The Sioux way of life revolved around the American bison, or buffalo, although some eastern bands farmed for part of the year. The basic social unit of the Sioux was the tiyospe, an extended family group that followed the buffalo herds together. Every part of the animal was used for food, clothing, shelter, or tools; dried buffalo dung was used for fuel. The portable cone-shaped tipi, made from poles and buffalo hides, was the predominant type of Sioux dwelling.
Sioux religious beliefs centered on Wakan Tanka, the Great Spirit or Great Mystery, an all-pervasive force. The revitalization movement known as the Ghost Dance spread to the Sioux in the 1890s. They believed that performing the dance would cleanse the world of whites and lead to the restoration of Indian land.

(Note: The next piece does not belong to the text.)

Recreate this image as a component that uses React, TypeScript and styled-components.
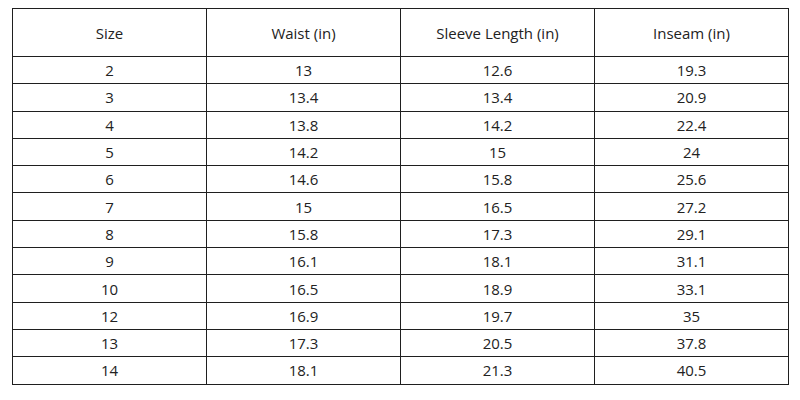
import styled, { createGlobalStyle } from "styled-components";

const GlobalStyle = createGlobalStyle`
  body {
    margin: 0;
    background: #ffffff;
    font-family: "Open Sans", "Noto Sans", sans-serif;
    color: #222222;
  }
`;

const Page = styled.div`
  padding: 8px 11px 0 12px;
`;

const Table = styled.table`
  width: 777px;
  border-collapse: collapse;
  table-layout: fixed;
  font-size: 15px;
`;

const HeadCell = styled.th`
  height: 47px;
  padding: 0;
  font-weight: 400;
  text-align: center;
  border: 1px solid #1f1f1f;
`;

const Cell = styled.td`
  height: 26.3px;
  padding: 0;
  text-align: center;
  border: 1px solid #1f1f1f;
`;

const columns = ["Size", "Waist (in)", "Sleeve Length (in)", "Inseam (in)"];

const rows: string[][] = [
  ["2", "13", "12.6", "19.3"],
  ["3", "13.4", "13.4", "20.9"],
  ["4", "13.8", "14.2", "22.4"],
  ["5", "14.2", "15", "24"],
  ["6", "14.6", "15.8", "25.6"],
  ["7", "15", "16.5", "27.2"],
  ["8", "15.8", "17.3", "29.1"],
  ["9", "16.1", "18.1", "31.1"],
  ["10", "16.5", "18.9", "33.1"],
  ["12", "16.9", "19.7", "35"],
  ["13", "17.3", "20.5", "37.8"],
  ["14", "18.1", "21.3", "40.5"],
];

const App = () => {
  return (
    <Page>
      <GlobalStyle />
      <Table>
        <thead>
          <tr>
            {columns.map((c) => (
              <HeadCell key={c}>{c}</HeadCell>
            ))}
          </tr>
        </thead>
        <tbody>
          {rows.map((r) => (
            <tr key={r[0]}>
              {r.map((v, i) => (
                <Cell key={i}>{v}</Cell>
              ))}
            </tr>
          ))}
        </tbody>
      </Table>
    </Page>
  );
};

export default App;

The ritual alarmed non-Indians because of its perceived militancy, and the U.S. government’s attempt to suppress it culminated in the Wounded Knee Massacre.
IV | CONTEMPORARY LIFE |
In the 2000 U.S. census about 108,000 people identified themselves as Sioux only; an additional 45,000 people reported being part Sioux. Most live on reservations in Minnesota, North Dakota, South Dakota, Montana, and Nebraska. There are also Sioux First Nations in Canada, with reserves in Alberta, Saskatchewan, and Manitoba. Many Sioux now live in urban areas, such as Minneapolis-St. Paul. Tribal elders are striving to pass on dialects and traditional customs to Sioux youth. Some Sioux bands, especially in Minnesota, have turned to gaming for tribal income.
The Sioux have been active in the modern Native American civil rights movement, seeking restoration of their land base and the institution of a modernized form of traditional life. They have been particularly involved in the American Indian Movement (AIM), a civil rights group that has actively protested government treatment of Native Americans since the late 1960s. In 1973 AIM, in concert with a group of Oglala Lakota who were angered by reservation abuses, seized the community of Wounded Knee for 71 days and demanded a United States Senate investigation into Native American living conditions.